Since the late ’80s, the BMW M3 has been among the most iconic automobiles in the world. Porsche 911, Ford Mustang, BMW M3. These are the giants in the world of cars. Cars like the M3, with so much heritage and brand prestige, have very strong followings and the idea of those cars changing really freaks out their followers. For instance, when the Porsche 911 switched to liquid-cooling, 911 purists lost their collective minds. Now, there’s a good possibility that the next-gen BMW M3/M4 might very well come with xDrive all-wheel drive as an option. Would this be a step too far or would this be a welcome addition?
The new F90-generation BMW M5 is the first non-SUV BMW M car to get all-wheel drive. At first, BMW fans were skeptical and worried that BMW was becoming too much like Audi. After seeing that its all-wheel drive system helps it to be the fastest BMW of all time and that it can completely switch its front axle off, fans have come to appreciate an all-wheel M5. However, all-wheel drive seems to make a bit more sense in something like an M5. It’s bigger, heavier, more powerful and more luxury-oriented than the M3, so it’s more forgivable to power all four wheels.

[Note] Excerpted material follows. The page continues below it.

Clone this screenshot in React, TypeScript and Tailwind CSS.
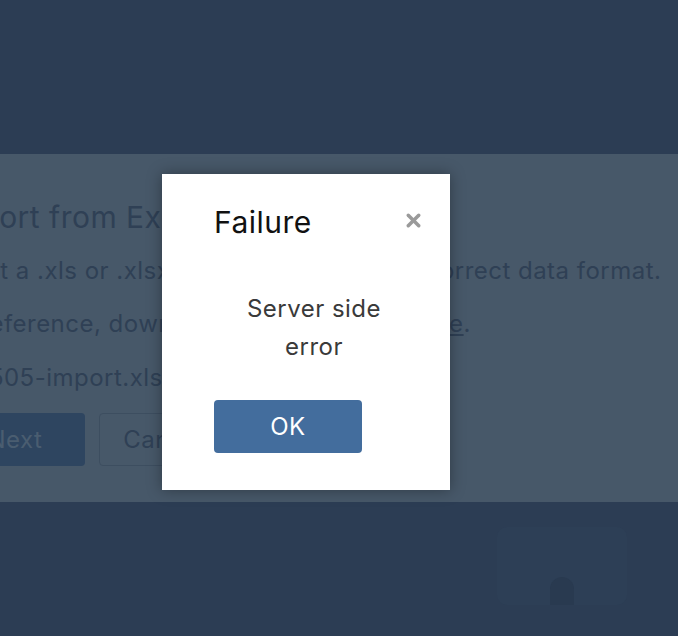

As for the BMW M3, though, it has such a rich motorsport heritage and history of being rear-wheel drive only that making the switch could really upset the fanbase, regardless of its results. The M3 has always been about more than just performance. Handling dynamics, excitement and driver thrills were always supposed to be the main concerns of the M3, not just what numbers it can create on a stat sheet. So the idea of taking that rear-drive nature, with all of the smokey skids that accompany it, away from the M3 seems a bit blasphemous.
However, there’s a flip-side to that, of course. While the M3 has traditionally been about more than just performance numbers, it seems as if the M3 is starting to head down a different path. The new F80-generation BMW M3 is more technically impressive than any other model before it, faster and far more capable. But what it brings in performance, it loses in driving engagement, the very stuff that always made the M3 great.
So if the new M3 has already lost some of that engagement, that fizz that we all loved from older M3s, what’s the harm in making an all-wheel drive one? In fact, there could be tremendous upside to an M3 xDrive. BMW M’s xDrive system would be allow M3 owners to have their cake and eat it, too, just like the new M5. It would provide the M3 with superior traction, which would give it blistering performance and sort of unlock some untapped potential of its torquey engine. It would also allow the BMW M3 to be a better daily driver even in rough winter climates and compete with the Audi RS4 in snowy months. Plus, at the flip of a switch, it can regain its rear-wheel drive, tire-smoking attitude.
After looking at the possibility of an all-wheel drive M3 realistically, it’s hard to argue against it. It just makes so much sense, logically, as it would allow fans to have a rear-wheel drive car when they want one and an all-wheel drive car when they need one. The only argument against a BMW M3 xDrive is an emotional one. While we certainly understand that emotional argument, as heritage is a large part of the M3’s charm, we’re coming around on the idea of an all-wheel drive M3. Would we buy one? Yes, we would. But would you?